GOAL =>
Would you pull out every line of the material that contains the string "components"?

RECORDED INFORMATION =>

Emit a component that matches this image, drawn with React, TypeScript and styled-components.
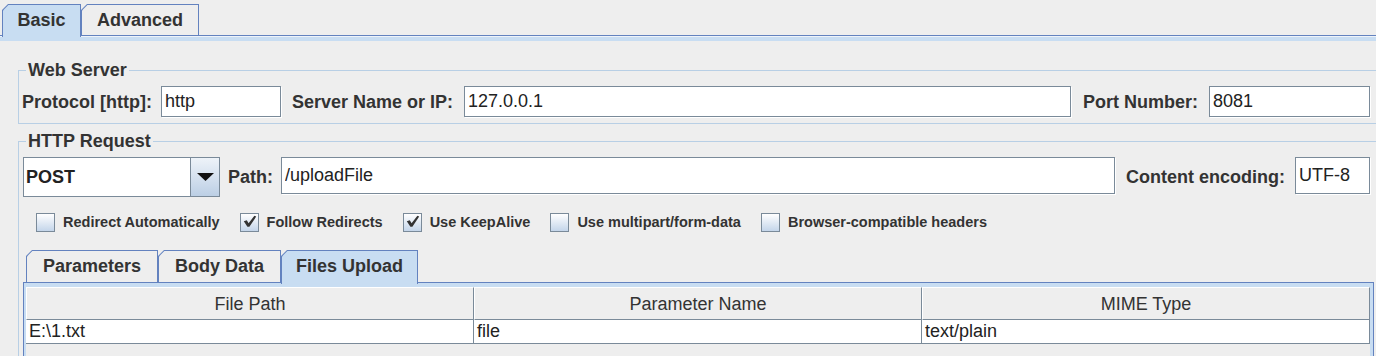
import styled, { createGlobalStyle } from "styled-components";

const GlobalStyle = createGlobalStyle`
  html, body {
    margin: 0;
    padding: 0;
    background: #eeeeee;
    overflow: hidden;
  }
  body {
    font-family: "Liberation Sans", Arial, sans-serif;
    color: #333333;
  }
  #root {
    width: 1380px;
  }
`;

const Window = styled.div`
  height: 352px;
  padding-top: 4px;
  background: #eeeeee;
  overflow: hidden;
`;

// tab strip (Metal look: cut top-left corner, blue band under the strip)
const TabRow = styled.div<{ $indent: number; $height: number }>`
  display: flex;
  align-items: flex-end;
  height: ${(p) => p.$height}px;
  padding-left: ${(p) => p.$indent}px;
  border-bottom: 1px solid #6382bf;
`;

const Tab = styled.div<{ $selected?: boolean; $height: number; $width: number }>`
  position: relative;
  z-index: ${(p) => (p.$selected ? 1 : 0)};
  box-sizing: border-box;
  width: ${(p) => p.$width}px;
  height: ${(p) => p.$height + (p.$selected ? 2 : 0)}px;
  margin-bottom: ${(p) => (p.$selected ? -2 : 0)}px;
  padding: 1px 1px 0;
  background: #6382bf;
  clip-path: polygon(0 6px, 6px 0, 100% 0, 100% 100%, 0 100%);
`;

const TabFace = styled.div<{ $selected?: boolean }>`
  box-sizing: border-box;
  height: 100%;
  padding-bottom: ${(p) => (p.$selected ? 2 : 0)}px;
  display: flex;
  align-items: center;
  justify-content: center;
  background: ${(p) => (p.$selected ? "#c8ddf2" : "#eeeeee")};
  clip-path: polygon(0 5.4px, 5.4px 0, 100% 0, 100% 100%, 0 100%);
  font-weight: bold;
  font-size: 18px;
  color: #333333;
  white-space: nowrap;
`;

const TabBand = styled.div`
  height: 4px;
  border-top: 1px solid #eef3f9;
  background: #c8ddf2;
`;

const Content = styled.div`
  padding-top: 20px;
`;

const Group = styled.fieldset`
  margin: 0 0 8px 18px;
  padding: 7px 5px 5px 4px;
  border: 1px solid #b8cfe5;
  min-width: 0;
`;

const GroupTitle = styled.legend`
  margin-left: 3px;
  padding: 0 2px;
  font-weight: bold;
  font-size: 18px;
  line-height: 18px;
  color: #333333;
`;

const FieldRow = styled.div<{ $height: number; $shift?: number }>`
  display: flex;
  align-items: flex-start;
  height: ${(p) => p.$height}px;
  margin: 0 4px 0 ${(p) => p.$shift ?? 0}px;
`;

const FieldLabel = styled.label<{ $before?: number; $after: number }>`
  align-self: center;
  padding-top: 1px;
  margin: 0 ${(p) => p.$after}px 0 ${(p) => p.$before ?? 0}px;
  font-weight: bold;
  font-size: 18px;
  color: #333333;
  white-space: nowrap;
`;

const TextField = styled.input<{ $width?: number; $height: number }>`
  box-sizing: border-box;
  flex: ${(p) => (p.$width ? `0 0 ${p.$width}px` : "1 1 auto")};
  min-width: 0;
  height: ${(p) => p.$height}px;
  margin: 0;
  padding: 0 3px;
  border: 1px solid #7a8a99;
  border-radius: 0;
  box-shadow: 1px 1px 0 #ffffff;
  background: #ffffff;
  font-family: "Liberation Sans", Arial, sans-serif;
  font-size: 18px;
  color: #222222;
  outline: none;
`;

const Combo = styled.div`
  box-sizing: border-box;
  display: flex;
  width: 197px;
  height: 40px;
  border: 1px solid #7a8a99;
  background: #ffffff;
`;

const ComboValue = styled.div`
  flex: 1;
  display: flex;
  align-items: center;
  padding-left: 2px;
  font-weight: bold;
  font-size: 18px;
  color: #222222;
`;

const ComboButton = styled.div`
  width: 28px;
  display: flex;
  align-items: center;
  justify-content: center;
  border-left: 1px solid #7a8a99;
  background: linear-gradient(to bottom, #eef3f9, #bccfe5);
`;

const CheckRow = styled.div`
  display: flex;
  align-items: center;
  gap: 20px;
  height: 34px;
  margin-top: 8px;
  padding-left: 13px;
`;

const CheckItem = styled.label`
  display: flex;
  align-items: center;
  gap: 8px;
  font-weight: bold;
  font-size: 14.5px;
  color: #333333;
  white-space: nowrap;
`;

const CheckBox = styled.span`
  box-sizing: border-box;
  width: 19px;
  height: 19px;
  border: 1px solid #7a8a99;
  background: linear-gradient(to bottom, #ffffff, #c4d5ea);
  display: flex;
`;

const InnerTabs = styled.div`
  margin-top: 11px;
`;

const TabPanel = styled.div`
  height: 120px;
  padding: 4px 3px 0 2px;
  background: #c8ddf2;
  border-left: 1px solid #6382bf;
  border-right: 1px solid #6382bf;
`;

const Viewport = styled.div`
  height: 100%;
  background: #eeeeee;
`;

const TableRow = styled.div<{ $head?: boolean }>`
  display: grid;
  grid-template-columns: repeat(3, 448px);
  height: ${(p) => (p.$head ? 33 : 24)}px;
`;

const HeadCell = styled.div`
  box-sizing: border-box;
  display: flex;
  align-items: center;
  justify-content: center;
  padding-top: 1px;
  border-top: 1px solid #ffffff;
  border-left: 1px solid #ffffff;
  border-right: 1px solid #7a8a99;
  border-bottom: 1px solid #7a8a99;
  background: #eeeeee;
  font-size: 18px;
  color: #333333;
`;

const Cell = styled.div`
  box-sizing: border-box;
  display: flex;
  align-items: center;
  padding-left: 3px;
  border-right: 1px solid #7a8a99;
  border-bottom: 1px solid #7a8a99;
  background: #ffffff;
  font-size: 18px;
  color: #222222;
`;

function Check({ checked }: { checked?: boolean }) {
  return (
    <CheckBox>
      {checked && (
        <svg width="17" height="17" viewBox="0 0 17 17">
          <polygon points="2.8,7.2 5.8,6.2 7.6,9.2 13.4,1.8 15.2,2.6 8.4,12.8 6.4,12.8" fill="#333333" />
        </svg>
      )}
    </CheckBox>
  );
}

const options = [
  { label: "Redirect Automatically", checked: false },
  { label: "Follow Redirects", checked: true },
  { label: "Use KeepAlive", checked: true },
  { label: "Use multipart/form-data", checked: false },
  { label: "Browser-compatible headers", checked: false },
];

const files = [{ path: "E:\\1.txt", name: "file", mime: "text/plain" }];

export default function App() {
  return (
    <>
      <GlobalStyle />
      <Window>
        <TabRow $indent={2} $height={31}>
          <Tab $selected $height={31} $width={79}>
            <TabFace $selected>Basic</TabFace>
          </Tab>
          <Tab $height={31} $width={118}>
            <TabFace>Advanced</TabFace>
          </Tab>
        </TabRow>
        <TabBand />

        <Content>
          <Group>
            <GroupTitle>Web Server</GroupTitle>
            <FieldRow $height={32} $shift={-1}>
              <FieldLabel $after={9}>Protocol [http]:</FieldLabel>
              <TextField $width={120} $height={31} defaultValue="http" />
              <FieldLabel $before={11} $after={11}>Server Name or IP:</FieldLabel>
              <TextField $height={31} defaultValue="127.0.0.1" />
              <FieldLabel $before={12} $after={11}>Port Number:</FieldLabel>
              <TextField $width={161} $height={31} defaultValue="8081" />
            </FieldRow>
          </Group>

          <Group>
            <GroupTitle>HTTP Request</GroupTitle>
            <FieldRow $height={40}>
              <Combo>
                <ComboValue>POST</ComboValue>
                <ComboButton>
                  <svg width="17" height="8" viewBox="0 0 17 8">
                    <polygon points="0,0 17,0 8.5,8" fill="#111111" />
                  </svg>
                </ComboButton>
              </Combo>
              <FieldLabel $before={8} $after={8}>Path:</FieldLabel>
              <TextField $height={37} defaultValue="/uploadFile" />
              <FieldLabel $before={11} $after={10}>Content encoding:</FieldLabel>
              <TextField $width={75} $height={37} defaultValue="UTF-8" />
            </FieldRow>

            <CheckRow>
              {options.map((o) => (
                <CheckItem key={o.label}>
                  <Check checked={o.checked} />
                  {o.label}
                </CheckItem>
              ))}
            </CheckRow>

            <InnerTabs>
              <TabRow $indent={3} $height={32}>
                <Tab $height={32} $width={132}>
                  <TabFace>Parameters</TabFace>
                </Tab>
                <Tab $height={32} $width={123}>
                  <TabFace>Body Data</TabFace>
                </Tab>
                <Tab $selected $height={32} $width={137}>
                  <TabFace $selected>Files Upload</TabFace>
                </Tab>
              </TabRow>
              <TabPanel>
                <Viewport>
                  <TableRow $head>
                    <HeadCell>File Path</HeadCell>
                    <HeadCell>Parameter Name</HeadCell>
                    <HeadCell>MIME Type</HeadCell>
                  </TableRow>
                  {files.map((f) => (
                    <TableRow key={f.path}>
                      <Cell>{f.path}</Cell>
                      <Cell>{f.name}</Cell>
                      <Cell>{f.mime}</Cell>
                    </TableRow>
                  ))}
                </Viewport>
              </TabPanel>
            </InnerTabs>
          </Group>
        </Content>
      </Window>
    </>
  );
}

WORKED ANSWER =>
Emit a component that matches this image, drawn with React, TypeScript and styled-components.
import styled, { createGlobalStyle } from "styled-components";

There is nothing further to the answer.